O segundo aspecto sobre o qual a Literatura Infanto-Juvenil age é de natureza social, já que, por meio dela, a criança adquire melhores condições de formar sua identidade social, aperfeiçoar seu processo de sociabilidade e estabelecer categorias de valor ligadas à ética. O terceiro aspecto, a que podemos chamar de lingüístico, liga-se à capacidade, promovida pela Literatura Infanto-Juvenil, de contribuir para o desenvolvimento do vocabulário, para a aquisição de estruturas lingüísticas, para a distinção de registros discursivos e desenvolvimento da escrita e da narratividade.
Atualmente, a confusão é muito grande. Em geral, uma das atitudes (literária ou pedagógica) tem predominado sobre a outra. Daí os excessos e os equívocos que proliferam em certas produções infantis mais recentes, que revelam livros que no lugar de serem divertidos, como se pretendem, são tolos e maçantes, ou então, são fragmentados e sem sentido. Ou ainda são sobrecarregados de informações corretíssimas, mas que, despidas de fantasia e imaginação, em lugar de atrair o jovem leitor o afugenta.

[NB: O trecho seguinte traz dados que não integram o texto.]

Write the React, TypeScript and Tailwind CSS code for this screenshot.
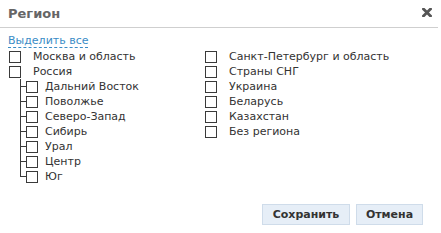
import React from "react";

const font = { fontFamily: '"DejaVu Sans", Verdana, sans-serif' };

function Box() {
  return <span className="block w-[12px] h-[12px] border border-[#3a3a3a] bg-white shrink-0" />;
}

function Row({ label }: { label: string }) {
  return (
    <div className="flex items-center h-[15px]">
      <Box />
      <span className="ml-[12px] text-[11px] leading-[15px] text-[#333]">{label}</span>
    </div>
  );
}

function ChildRow({ label, last }: { label: string; last?: boolean }) {
  return (
    <div className="flex items-center h-[15px]">
      <div className="w-[6px] h-[15px] flex flex-col shrink-0">
        <div className="h-[8px] border-l border-b border-[#3a3a3a]" />
        <div className={"flex-1 " + (last ? "" : "border-l border-[#3a3a3a]")} />
      </div>
      <Box />
      <span className="ml-[7px] text-[11px] leading-[15px] text-[#333]">{label}</span>
    </div>
  );
}

export default function App() {
  const children = ["Дальний Восток", "Поволжье", "Северо-Запад", "Сибирь", "Урал", "Центр", "Юг"];
  const right = ["Санкт-Петербург и область", "Страны СНГ", "Украина", "Беларусь", "Казахстан", "Без региона"];
  return (
    <div className="w-[441px] h-[233px] bg-white flex flex-col leading-[15px]" style={font}>
      <div className="h-[28px] mr-[3px] border-b border-[#cfcfcf] flex items-center justify-between pl-[8px] pr-[6px]">
        <span className="text-[13px] font-bold text-[#666]">Регион</span>
        <svg width="10" height="9" viewBox="0 0 10 9" className="mb-[3px]">
          <path d="M1.5 1 L8.5 8 M8.5 1 L1.5 8" stroke="#555" strokeWidth="2.8" strokeLinecap="square" />
        </svg>
      </div>
      <div className="pl-[8px] pt-[6px] flex">
        <span className="block text-[11px] leading-[13px] text-[#3a8cc6] border-b border-dashed border-[#3a8cc6]">
          Выделить все
        </span>
      </div>
      <div className="flex pl-[9px] mt-[1px]">
        <div className="w-[196px]">
          <Row label="Москва и область" />
          <Row label="Россия" />
          <div className="pl-[11px]">
            {children.map((c, i) => (
              <ChildRow key={c} label={c} last={i === children.length - 1} />
            ))}
          </div>
        </div>
        <div>
          {right.map((r) => (
            <Row key={r} label={r} />
          ))}
        </div>
      </div>
      <div className="flex-1" />
      <div className="flex justify-end gap-[6px] pr-[18px] pb-[8px]">
        <button className="h-[21px] w-[88px] bg-[#e6eef7] border border-[#cfdcea] text-[11px] font-bold text-[#333]">
          Сохранить
        </button>
        <button className="h-[21px] w-[67px] bg-[#e6eef7] border border-[#cfdcea] text-[11px] font-bold text-[#333]">
          Отмена
        </button>
      </div>
    </div>
  );
}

As produções que com rara felicidade conseguiu equacionar os dois termos do problema mostra uma literatura para divertir, dar prazer, emocionar e que ao mesmo tempo, ensina modos novos de ver o mundo, de viver pensar, pensar, agir, reagir... E principalmente se mostra consciente de que é pela invenção da linguagem que essa intencionalidade básica é atingida. A literatura contemporânea, expressão das mudanças em curso e que, longe de pretender a exemplaridade ou transmissão de valores já definidos ou sistematizados, busca estimular a criatividade, a descoberta ou a conquista dos novos valores em gestão.
Com toda essa discussão muitos professores se perdem na utilização da literatura infanto-juvenil na sala de aula, o uso de metodologias inadequadas e textos que se mostram muitos superiores ou inferiores ao nível lingüístico em que se encontram os alunos.
Enfim, entre esses dois pólos, está oscilando a produção atual da literatura, resta aos escritores tornarem-se conscientes das forças atuantes em seu tempo e conquistarem a fusão ideal, já que verdadeiro sentido de uma ação pedagógica que é mais do que ensinar o pouco que se sabe, é estar de prontidão para aprender a vastidão daquilo que não se sabe e a arte literária é um dos caminhos para esse aprendizado.
REFERÊNCIAS
COELHO, NELLY NOVAES. Literatura Infantil: Teoria, Análise, Didática. 1. Ed. São Paulo: Moderna, 2000.
CADEMARTORI, Lígia. O que é literatura infantil. 7. ed. São Paulo: Brasiliense, 2006.